United States District Court, W.D. Michigan, Southern Division

April 23, 2019

IAN SINDELL, Plaintiff,
v.
COMMISSIONER OF SOCIAL SECURITY, Defendant.

          Hon. Janet T. Neff Judge.

          REPORT AND RECOMMENDATION

          RAY KENT United States Magistrate Judge.

         This matter is before the Court on plaintiff's motion for an award of attorney fees pursuant to 42 U.S.C. § 406(b). (ECF No. 24). Defendant opposes the motion. For the reasons discussed below, the motion should be granted in part.

         I. Background

         The claimant and original plaintiff, Michelle Lyn Sindell, filed this action appealing the Commissioner's decision denying her benefits. See Compl. (ECF No. 1). Ms. Sindell passed away during the pendency of this action and her husband, Ian Sindell, was substituted in as plaintiff. See Order (ECF No. 26). Attorney Gennel Laluna-Shaeffer (“Schaeffer”)[1] represented both Ms. Sindell and Mr. Sindell as plaintiff in the federal court action. On August 8, 2017, the Court reversed and remanded the Commissioner's decision pursuant to sentence four of 42 U.S.C. § 405(g). See Opinion and Judgment (ECF Nos. 27 and 28). Plaintiff's counsel did not apply for an attorney's fee under the Equal Access to Justice Act, 28 U.S.C. § 2412 (“EAJA”).

         On remand, attorney Steven T. Parkman represented the plaintiff, Ian Sindell (on behalf of (“O/B/O”) Michelle Sindell) in the administrative proceedings. See Parkman Aff. (ECF No. 32-4). Ultimately, the Social Security Administration (SSA) awarded benefits to Ian Sindell O/B/O Michelle Sindell. On August 1, 2018, Ian Sindell received a letter from the SSA entitled “Important Information” (ECF No. 32-2), which the parties have treated as the “Notice of Award” (“Notice”). The Notice awarded Ian Sindell $39, 300.00 for past due benefits. Id. at PageID.884. The Notice stated that “[u]nder the fee agreement, the lawyer cannot charge you more than $6, 000.00 for his or her work” and advised Ian Sindell that:

Based on the law, we must withhold part of past-due benefits to pay an appointed representative. We cannot withhold more than 25 percent of the past-due benefits to pay an authorized fee. We withheld $6, 000.00 from Michell [sic] Sindell's past-due benefits to pay her representative [Attorney Parkman].

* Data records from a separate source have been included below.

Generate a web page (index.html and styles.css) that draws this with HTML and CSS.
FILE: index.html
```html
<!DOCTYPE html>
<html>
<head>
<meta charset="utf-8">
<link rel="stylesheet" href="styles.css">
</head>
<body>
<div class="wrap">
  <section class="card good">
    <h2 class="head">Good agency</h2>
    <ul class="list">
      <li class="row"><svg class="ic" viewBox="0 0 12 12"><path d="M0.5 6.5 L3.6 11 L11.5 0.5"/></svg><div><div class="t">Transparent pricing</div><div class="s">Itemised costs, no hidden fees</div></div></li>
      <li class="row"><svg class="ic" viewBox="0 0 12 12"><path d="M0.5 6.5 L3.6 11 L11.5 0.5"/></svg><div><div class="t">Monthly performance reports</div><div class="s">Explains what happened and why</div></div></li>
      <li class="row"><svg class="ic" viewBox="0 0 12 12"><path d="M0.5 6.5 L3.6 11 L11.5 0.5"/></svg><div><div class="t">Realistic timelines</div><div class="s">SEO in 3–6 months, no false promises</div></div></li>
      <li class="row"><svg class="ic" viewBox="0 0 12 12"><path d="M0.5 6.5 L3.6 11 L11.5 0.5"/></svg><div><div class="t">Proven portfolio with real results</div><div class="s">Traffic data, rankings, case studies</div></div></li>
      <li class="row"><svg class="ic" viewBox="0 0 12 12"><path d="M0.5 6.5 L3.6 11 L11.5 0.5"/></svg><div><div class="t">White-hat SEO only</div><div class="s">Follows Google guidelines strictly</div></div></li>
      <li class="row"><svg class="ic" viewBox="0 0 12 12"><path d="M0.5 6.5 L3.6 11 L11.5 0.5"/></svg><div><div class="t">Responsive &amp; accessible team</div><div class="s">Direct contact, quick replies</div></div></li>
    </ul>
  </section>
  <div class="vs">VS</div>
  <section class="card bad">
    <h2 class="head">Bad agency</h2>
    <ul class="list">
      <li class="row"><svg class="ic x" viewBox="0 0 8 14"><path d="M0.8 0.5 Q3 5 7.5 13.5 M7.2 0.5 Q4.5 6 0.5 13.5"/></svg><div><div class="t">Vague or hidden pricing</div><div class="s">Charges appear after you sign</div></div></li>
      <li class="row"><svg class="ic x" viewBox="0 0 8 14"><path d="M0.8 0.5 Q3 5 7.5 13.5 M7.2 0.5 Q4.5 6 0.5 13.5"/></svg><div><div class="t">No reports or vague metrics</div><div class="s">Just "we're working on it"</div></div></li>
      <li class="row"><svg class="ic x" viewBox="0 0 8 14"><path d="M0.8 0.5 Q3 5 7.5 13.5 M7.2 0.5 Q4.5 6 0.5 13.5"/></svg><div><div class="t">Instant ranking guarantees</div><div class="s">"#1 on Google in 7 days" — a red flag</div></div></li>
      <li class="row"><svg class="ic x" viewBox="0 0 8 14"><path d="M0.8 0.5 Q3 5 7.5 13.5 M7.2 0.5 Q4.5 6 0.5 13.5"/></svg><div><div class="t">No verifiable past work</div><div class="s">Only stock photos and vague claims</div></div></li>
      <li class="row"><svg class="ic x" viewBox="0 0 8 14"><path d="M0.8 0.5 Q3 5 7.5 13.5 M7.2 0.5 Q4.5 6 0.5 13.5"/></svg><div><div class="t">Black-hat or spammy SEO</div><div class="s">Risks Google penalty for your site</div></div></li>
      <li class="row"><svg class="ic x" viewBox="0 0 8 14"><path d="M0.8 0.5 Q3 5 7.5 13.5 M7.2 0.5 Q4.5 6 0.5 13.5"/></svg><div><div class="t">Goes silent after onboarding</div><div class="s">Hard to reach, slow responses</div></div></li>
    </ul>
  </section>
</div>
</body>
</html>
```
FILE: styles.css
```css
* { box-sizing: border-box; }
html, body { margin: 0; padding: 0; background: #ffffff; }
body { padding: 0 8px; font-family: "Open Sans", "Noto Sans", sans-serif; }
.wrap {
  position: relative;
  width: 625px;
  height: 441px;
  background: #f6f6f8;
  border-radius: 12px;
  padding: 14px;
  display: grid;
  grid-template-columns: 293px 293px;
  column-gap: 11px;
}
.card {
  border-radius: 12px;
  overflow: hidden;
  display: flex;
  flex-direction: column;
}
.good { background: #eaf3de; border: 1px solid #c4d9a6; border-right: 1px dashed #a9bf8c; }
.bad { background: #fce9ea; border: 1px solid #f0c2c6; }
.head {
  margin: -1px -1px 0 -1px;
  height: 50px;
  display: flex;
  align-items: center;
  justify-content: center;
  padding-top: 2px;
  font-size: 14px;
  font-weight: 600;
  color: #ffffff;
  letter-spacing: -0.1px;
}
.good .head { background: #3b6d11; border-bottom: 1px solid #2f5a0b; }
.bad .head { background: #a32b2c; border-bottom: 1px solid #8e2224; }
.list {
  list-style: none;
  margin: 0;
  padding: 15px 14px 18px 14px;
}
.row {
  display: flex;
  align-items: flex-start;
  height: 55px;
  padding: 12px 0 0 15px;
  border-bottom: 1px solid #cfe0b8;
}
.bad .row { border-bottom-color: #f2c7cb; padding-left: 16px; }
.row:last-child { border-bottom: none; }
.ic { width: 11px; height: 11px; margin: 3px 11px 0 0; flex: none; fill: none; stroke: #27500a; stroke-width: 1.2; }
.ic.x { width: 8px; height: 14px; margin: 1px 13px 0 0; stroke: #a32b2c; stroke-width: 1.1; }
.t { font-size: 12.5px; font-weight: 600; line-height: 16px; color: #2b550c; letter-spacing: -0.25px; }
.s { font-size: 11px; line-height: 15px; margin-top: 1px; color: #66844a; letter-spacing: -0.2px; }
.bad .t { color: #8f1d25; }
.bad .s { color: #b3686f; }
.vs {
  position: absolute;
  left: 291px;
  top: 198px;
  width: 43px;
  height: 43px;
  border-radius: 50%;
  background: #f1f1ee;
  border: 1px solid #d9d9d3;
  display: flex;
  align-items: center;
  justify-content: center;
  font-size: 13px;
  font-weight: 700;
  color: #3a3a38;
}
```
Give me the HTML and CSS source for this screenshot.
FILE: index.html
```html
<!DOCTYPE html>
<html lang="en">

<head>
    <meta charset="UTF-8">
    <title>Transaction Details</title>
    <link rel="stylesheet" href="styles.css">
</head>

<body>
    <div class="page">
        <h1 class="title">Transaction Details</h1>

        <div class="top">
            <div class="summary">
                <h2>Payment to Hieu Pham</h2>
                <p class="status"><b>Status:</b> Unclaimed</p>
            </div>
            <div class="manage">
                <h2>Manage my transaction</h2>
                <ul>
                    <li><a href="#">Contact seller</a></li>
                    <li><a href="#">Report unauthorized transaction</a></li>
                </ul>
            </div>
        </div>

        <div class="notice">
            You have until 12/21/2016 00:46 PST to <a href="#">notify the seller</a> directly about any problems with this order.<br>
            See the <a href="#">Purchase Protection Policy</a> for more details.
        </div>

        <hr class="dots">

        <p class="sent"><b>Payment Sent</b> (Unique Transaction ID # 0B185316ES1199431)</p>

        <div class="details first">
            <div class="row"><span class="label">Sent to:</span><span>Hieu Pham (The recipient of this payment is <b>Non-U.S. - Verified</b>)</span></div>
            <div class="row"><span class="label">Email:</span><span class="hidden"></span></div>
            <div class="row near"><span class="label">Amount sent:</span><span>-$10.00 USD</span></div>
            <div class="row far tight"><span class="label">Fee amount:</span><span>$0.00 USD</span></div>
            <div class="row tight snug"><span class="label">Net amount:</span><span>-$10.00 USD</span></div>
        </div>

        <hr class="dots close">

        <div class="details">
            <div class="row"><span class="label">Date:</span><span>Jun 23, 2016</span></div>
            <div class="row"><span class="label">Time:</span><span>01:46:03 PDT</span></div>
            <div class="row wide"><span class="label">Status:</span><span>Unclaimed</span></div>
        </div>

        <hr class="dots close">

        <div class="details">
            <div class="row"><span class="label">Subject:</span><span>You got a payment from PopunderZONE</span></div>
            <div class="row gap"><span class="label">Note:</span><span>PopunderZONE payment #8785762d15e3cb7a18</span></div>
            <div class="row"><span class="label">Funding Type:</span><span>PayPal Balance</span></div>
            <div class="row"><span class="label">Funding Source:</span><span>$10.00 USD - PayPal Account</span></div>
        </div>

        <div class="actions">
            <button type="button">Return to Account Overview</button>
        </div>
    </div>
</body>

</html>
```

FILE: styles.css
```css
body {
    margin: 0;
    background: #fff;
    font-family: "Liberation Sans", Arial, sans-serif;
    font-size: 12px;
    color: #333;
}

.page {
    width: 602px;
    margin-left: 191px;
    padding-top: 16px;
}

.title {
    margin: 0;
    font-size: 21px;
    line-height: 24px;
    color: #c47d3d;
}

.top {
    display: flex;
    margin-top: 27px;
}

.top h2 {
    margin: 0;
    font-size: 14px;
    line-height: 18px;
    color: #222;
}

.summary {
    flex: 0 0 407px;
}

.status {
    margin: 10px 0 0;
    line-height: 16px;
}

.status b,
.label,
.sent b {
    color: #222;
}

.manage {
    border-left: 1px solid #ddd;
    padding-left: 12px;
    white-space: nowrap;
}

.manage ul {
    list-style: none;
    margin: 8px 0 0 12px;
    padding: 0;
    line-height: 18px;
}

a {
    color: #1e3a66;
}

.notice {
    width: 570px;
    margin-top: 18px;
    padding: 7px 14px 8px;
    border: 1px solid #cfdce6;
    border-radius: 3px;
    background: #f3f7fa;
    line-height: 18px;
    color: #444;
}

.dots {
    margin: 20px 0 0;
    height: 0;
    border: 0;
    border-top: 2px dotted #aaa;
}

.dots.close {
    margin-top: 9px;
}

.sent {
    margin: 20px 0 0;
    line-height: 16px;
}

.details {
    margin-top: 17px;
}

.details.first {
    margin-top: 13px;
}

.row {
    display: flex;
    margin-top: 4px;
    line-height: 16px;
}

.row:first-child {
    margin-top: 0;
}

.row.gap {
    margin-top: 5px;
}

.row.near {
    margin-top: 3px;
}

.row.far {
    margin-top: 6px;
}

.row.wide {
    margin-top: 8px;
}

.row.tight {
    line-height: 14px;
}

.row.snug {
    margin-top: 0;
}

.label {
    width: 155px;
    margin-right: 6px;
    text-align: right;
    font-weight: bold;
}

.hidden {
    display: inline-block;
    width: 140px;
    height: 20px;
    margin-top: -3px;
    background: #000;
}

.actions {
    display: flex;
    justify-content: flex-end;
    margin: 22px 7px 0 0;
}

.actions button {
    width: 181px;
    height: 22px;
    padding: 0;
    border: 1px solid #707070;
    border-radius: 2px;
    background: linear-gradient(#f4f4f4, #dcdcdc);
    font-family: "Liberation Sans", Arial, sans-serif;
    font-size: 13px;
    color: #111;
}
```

Id. at PageID.884-885. Finally, the Notice stated that Ian Sindell would soon receive a payment of $33, 264.00 “because we owed money to Michelle Sindell.” Id. at PageID.886.[2]

         In a letter to the SSA dated August 8, 2018, Attorney Parkman objected to the attorney fee withheld, stating that while $6, 000.00 was withheld for Section 406(a) fees for work performed in the administrative proceedings, “nothing was held for Section 406(b) fees” for work performed in the federal court. Parkman Letter (ECF No. 32-3). Attorney Parkman also stated that based on the past due benefits award of $39, 300.00, “$9, 825.00 should have been withheld pending order of the Court.” Id. at PageID.888.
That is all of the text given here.